Fourplay’s philosophy is not only focused on helping users find their new romantic partner. The app is inherently social, meaning that whether you end up finding the love of your life through one of your arranged double dates or not, you’ll always come out of it having met many (hopefully interesting) people—something that can be extremely hard in large cities like New York and London.

“When we were brainstorming about what’s next for Fourplay, we highlighted the negative stigma that comes with being single—you’re isolated, and you become that person that doesn’t get to bring a plus one to your friend’s wedding. You get stuck in your own category,” shares Griggs. “It shouldn’t feel that way,” she continues, “being single is not inferior to being in a relationship. We just want people to connect and feel included. You can go on a date and find love, great! Or maybe not, but you can also find a friend or even someone you could have a business relationship with! There is a lot that can come from a Fourplay match.”

According to the two co-founders, many users, or teams as they’re called, have their preference settings open to anyone, meaning that they’re in it for the social connections, not only the romantic ones. When both teammates agree on a match—the interest has to be unanimous in order to create one—the double date gets organised, and then what? While it would be easy to assume that each duo has to come ‘prepared’ with an assigned date in mind, Griggs and Dietzek wanted to shake things up a little.

“There shouldn’t be a predetermined expectation, if you go into a date saying ‘I’m going to have this person and you get the other one’ then you’re almost forcing chemistry, otherwise your date is going to be pretty awkward,” argues Dietzek.

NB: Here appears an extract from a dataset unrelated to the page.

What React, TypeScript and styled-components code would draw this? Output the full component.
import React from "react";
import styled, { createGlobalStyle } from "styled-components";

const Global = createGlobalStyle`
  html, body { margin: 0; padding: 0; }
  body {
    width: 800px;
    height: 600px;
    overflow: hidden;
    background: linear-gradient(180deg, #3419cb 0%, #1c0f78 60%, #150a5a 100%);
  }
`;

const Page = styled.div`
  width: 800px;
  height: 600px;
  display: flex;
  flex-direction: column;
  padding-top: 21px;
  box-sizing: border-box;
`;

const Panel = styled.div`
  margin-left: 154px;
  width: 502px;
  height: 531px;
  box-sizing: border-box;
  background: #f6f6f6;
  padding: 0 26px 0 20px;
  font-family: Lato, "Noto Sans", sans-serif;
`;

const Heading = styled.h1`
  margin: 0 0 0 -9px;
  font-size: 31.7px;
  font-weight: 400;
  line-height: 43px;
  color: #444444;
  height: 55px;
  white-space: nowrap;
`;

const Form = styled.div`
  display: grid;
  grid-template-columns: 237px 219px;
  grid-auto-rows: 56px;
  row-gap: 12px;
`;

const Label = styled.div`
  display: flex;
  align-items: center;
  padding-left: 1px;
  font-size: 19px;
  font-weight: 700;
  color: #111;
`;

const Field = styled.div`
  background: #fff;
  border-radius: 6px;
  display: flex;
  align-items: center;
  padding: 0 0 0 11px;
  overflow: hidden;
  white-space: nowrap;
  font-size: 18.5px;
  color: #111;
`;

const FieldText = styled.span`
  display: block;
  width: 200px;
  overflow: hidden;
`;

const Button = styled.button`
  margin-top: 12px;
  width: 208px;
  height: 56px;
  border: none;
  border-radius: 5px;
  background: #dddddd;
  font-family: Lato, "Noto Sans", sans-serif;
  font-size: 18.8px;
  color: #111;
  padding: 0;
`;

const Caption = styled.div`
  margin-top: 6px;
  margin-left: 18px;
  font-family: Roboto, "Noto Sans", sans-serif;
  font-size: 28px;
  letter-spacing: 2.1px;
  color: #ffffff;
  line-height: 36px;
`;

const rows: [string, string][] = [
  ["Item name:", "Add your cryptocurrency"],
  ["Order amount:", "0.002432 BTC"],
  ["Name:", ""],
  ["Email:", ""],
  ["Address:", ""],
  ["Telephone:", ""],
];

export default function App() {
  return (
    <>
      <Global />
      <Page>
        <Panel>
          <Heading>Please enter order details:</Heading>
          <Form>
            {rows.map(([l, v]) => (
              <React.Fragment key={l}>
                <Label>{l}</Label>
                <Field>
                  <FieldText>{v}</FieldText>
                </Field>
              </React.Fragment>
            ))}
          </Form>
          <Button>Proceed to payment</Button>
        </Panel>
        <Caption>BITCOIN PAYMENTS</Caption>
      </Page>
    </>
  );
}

In order to take that pressure off, Fourplay lets users find out whether there is any chemistry by themselves, making double dating with two strangers suddenly less panic-inducing than it sounds.

Fourplay pushes users to grow and challenge their relationships, both with new encounters and long time friends (your teammate), by giving them free reign over who they agree to meet. Imagine your teammate matched with another duo that you haven’t seen. The app will let you know that your friend already liked this specific team, so it’s now up to you to decide whether you want to go on this double date. Of course, if you have no interest in this team, you can swipe left and select the ‘no, I’m selfish’ button.

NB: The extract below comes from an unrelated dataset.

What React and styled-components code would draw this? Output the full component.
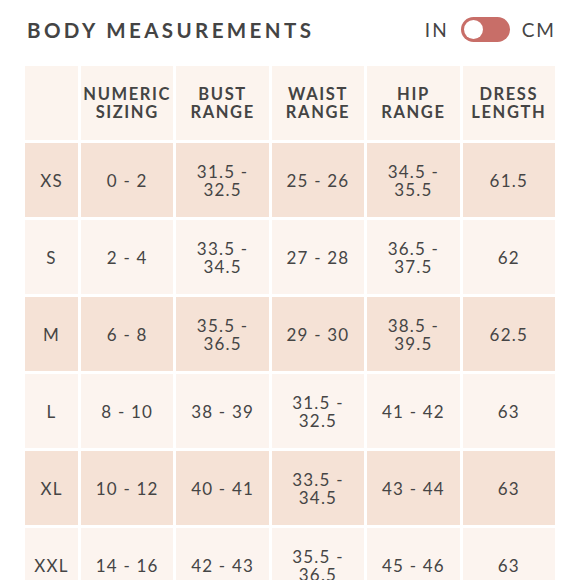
import React from 'react'
import styled, {createGlobalStyle} from 'styled-components'

const GlobalStyle = createGlobalStyle`
    body {
        margin: 0;
        background: #fff;
        font-family: Lato, "Open Sans", sans-serif;
        color: #454545;
    }
`

const columns = ['', 'NUMERIC SIZING', 'BUST RANGE', 'WAIST RANGE', 'HIP RANGE', 'DRESS LENGTH']

const rows = [
    ['XS', '0 - 2', '31.5 - 32.5', '25 - 26', '34.5 - 35.5', '61.5'],
    ['S', '2 - 4', '33.5 - 34.5', '27 - 28', '36.5 - 37.5', '62'],
    ['M', '6 - 8', '35.5 - 36.5', '29 - 30', '38.5 - 39.5', '62.5'],
    ['L', '8 - 10', '38 - 39', '31.5 - 32.5', '41 - 42', '63'],
    ['XL', '10 - 12', '40 - 41', '33.5 - 34.5', '43 - 44', '63'],
    ['XXL', '14 - 16', '42 - 43', '35.5 - 36.5', '45 - 46', '63'],
]

// split "31.5 - 32.5" onto two lines like the original chart
const splitRange = (text) => {
    if (text.length < 9) return text
    const [a, b] = text.split(' - ')
    return <>{a} -<br />{b}</>
}

const App = () => {
    return (
        <Page>
            <GlobalStyle />
            <Header>
                <Title>BODY MEASUREMENTS</Title>
                <UnitSwitch>
                    <UnitLabel>IN</UnitLabel>
                    <Track><Knob /></Track>
                    <UnitLabel>CM</UnitLabel>
                </UnitSwitch>
            </Header>
            <Chart>
                {columns.map((col, i) => (
                    <HeadCell key={i}>
                        {col.split(' ').map((w, j) => <div key={j}>{w}</div>)}
                    </HeadCell>
                ))}
                {rows.map((row, r) => row.map((val, c) => (
                    <Cell key={r + '-' + c} $shade={r % 2 === 0}>
                        {c === 0 ? val : splitRange(val)}
                    </Cell>
                )))}
            </Chart>
        </Page>
    )
}

export default App

const Page = styled.div`
    width: 580px;
    height: 580px;
    overflow: hidden;
    padding: 17px 25px 0 25px;
    box-sizing: border-box;
`

const Header = styled.div`
    display: flex;
    align-items: center;
    justify-content: space-between;
    height: 25px;
    margin-bottom: 24px;
`

const Title = styled.h1`
    margin: 0 0 0 2px;
    font-size: 20.5px;
    font-weight: 700;
    letter-spacing: 3.4px;
    color: #444;
`

const UnitSwitch = styled.div`
    display: flex;
    align-items: center;
    gap: 12px;
    margin-right: -1px;
`

const UnitLabel = styled.span`
    font-size: 19px;
    letter-spacing: 2px;
    color: #454545;
`

const Track = styled.div`
    width: 49px;
    height: 25px;
    border-radius: 13px;
    background: #c86e68;
    display: flex;
    align-items: center;
    padding: 0 3px;
    box-sizing: border-box;
`

const Knob = styled.div`
    width: 19px;
    height: 19px;
    border-radius: 50%;
    background: #fff;
`

const Chart = styled.div`
    display: grid;
    grid-template-columns: 53px repeat(5, 1fr);
    grid-auto-rows: 74px;
    gap: 3px;
    width: 530px;
`

const HeadCell = styled.div`
    background: #fcf4ee;
    display: flex;
    flex-direction: column;
    align-items: center;
    justify-content: center;
    font-size: 16.5px;
    font-weight: 700;
    letter-spacing: 1.6px;
    line-height: 18px;
    color: #444;
    text-align: center;
`

const Cell = styled.div`
    background: ${p => p.$shade ? '#f5e2d6' : '#fcf4ef'};
    display: flex;
    align-items: center;
    justify-content: center;
    text-align: center;
    font-size: 17px;
    letter-spacing: 1.2px;
    line-height: 18px;
    color: #454545;
    padding-top: 1px;
`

But Fourplay will prompt you to think twice about the date and your friend’s potential crush. Who knows, you might take one for the team, click on the ‘fine I’ll be the wingman’ button, and your friend might fall head over heels.

So, if you’re up for meeting twice the singles in half the time now that lockdown restrictions are being eased once more, why not download the double dating app, either from App Store or Google Play depending on your smartphone. The more, the merrier, as they say—and we all have a lot of catching on that part before the end of 2020. Bonus? Fourplay will give you an extra ego boost for being a good friend. It’s a win-win situation. I’ll see you on that double date.

Why aren’t dating apps better at finding our perfect match?

The first online dating site, Match.com, was launched in 1995, three years before Google. 20 years forward, dating apps have become close to synonymous with our relationships. We agree to give them access to some parts of our lives (to an extent), and they guarantee to provide us with better matches and more interesting dates than the ones we usually get. At the same time, dating apps like Tinder, Bumble, Grindr, and many others, allow researchers to access more data about our dating lives and ‘mating patterns’ to further their studies on compatibility. Dating apps also reveal the potential of sharing your private information with an algorithm in the name of love—a small price to pay to meet the right person, right?

In a study conducted on 4 million users of an unnamed dating site (sounds like Tinder to me), Elizabeth Bruch and Mark Newman from the University of Michigan found some results that anyone with dating experience would find predictable. For example, reciprocated messages mean that there is a mutual interest between two potential dating partners, and men tend to initiate contact first, which also doesn’t sound surprising.

Then, by coming up with a ‘desirability score’ for each of the participants, Brunch and Newman found some more customary information. An overview of the results showed that, “Older women are less desirable, while older men are more so. The average woman’s desirability drops from the time she is 18 until she is 60. For men, desirability peaks around 50 and then declines.” This comes as no surprise in the dating world.

The final aspect they analysed was people’s education level. For men, a woman with an undergraduate degree was most desirable, whereas for women, further education was always more appealing. Keeping all these results in mind, it makes sense that dating apps and dating websites are under quite a lot of pressure to make sure you are matched with the right person for you.

Even before the Big Data boom—when we are finally able to store large amounts of data automatically—users of online dating sites were required to fill in online questionnaires and profiles. Now, algorithms can collect more data on you than you can imagine (like your location, your bio, your Facebook profile, and images) to easily predict your next match of the day, without you having to answer a set of lengthy questions, or even do anything at all.

By manually filling an online questionnaire about our qualities and flaws, there’s a chance that some of our answers won’t always be completely honest. Algorithms can use our online behaviour to learn the real answers to questions we might lie about otherwise.

When The Guardian’s Judith Duportail asked Tinder for all the information it had collected on her over time, the company sent Duportail a profile report spanning over 800 pages. The report was a sort of tipping point for big data collection and our understanding of it; it revealed how apps can work out our personalities and lifestyles through our social media activity, our likes, our Spotify playlists, and Instagram photos. While many find this type of data mining an invasion of privacy, others look at it as the only real way to find their perfect relationship.

Dating apps promise to connect us with people with compatible traits. Sometimes it works out, sometimes it doesn’t. As machine-learning algorithms become more accurate than ever, dating companies will be able to learn more about who we are and who’s the right fit for us. But there are a few steps still missing in the quest for this.

Apps can track where we’ve been, how long we stayed there, and if we went home with the person we were meeting. Still, few ask users for the outcomes of actual dates. The harvesting of our personal detail goes far beyond what many of us could imagine—Google can track you through your phone, it knows everything you’ve searched, the apps you use, which events you’ve attended, and it even has the information you’ve deleted. So how come, with all this data out there for grabs, dating apps continue to overlook the importance of not only whose profile photos we like but also who we felt chemistry with in person.

It is clear that dating apps have the possibility of changing our dating lives for the better by using even more of our information and data. With ameliorated algorithms, the future of online dating looks bright. But maybe the delay in improvement is not coming from the technology apps are using but from the CEOs themselves—because finding love is big business, and as long as we keep searching for and not finding our perfect match, these founders are only getting richer.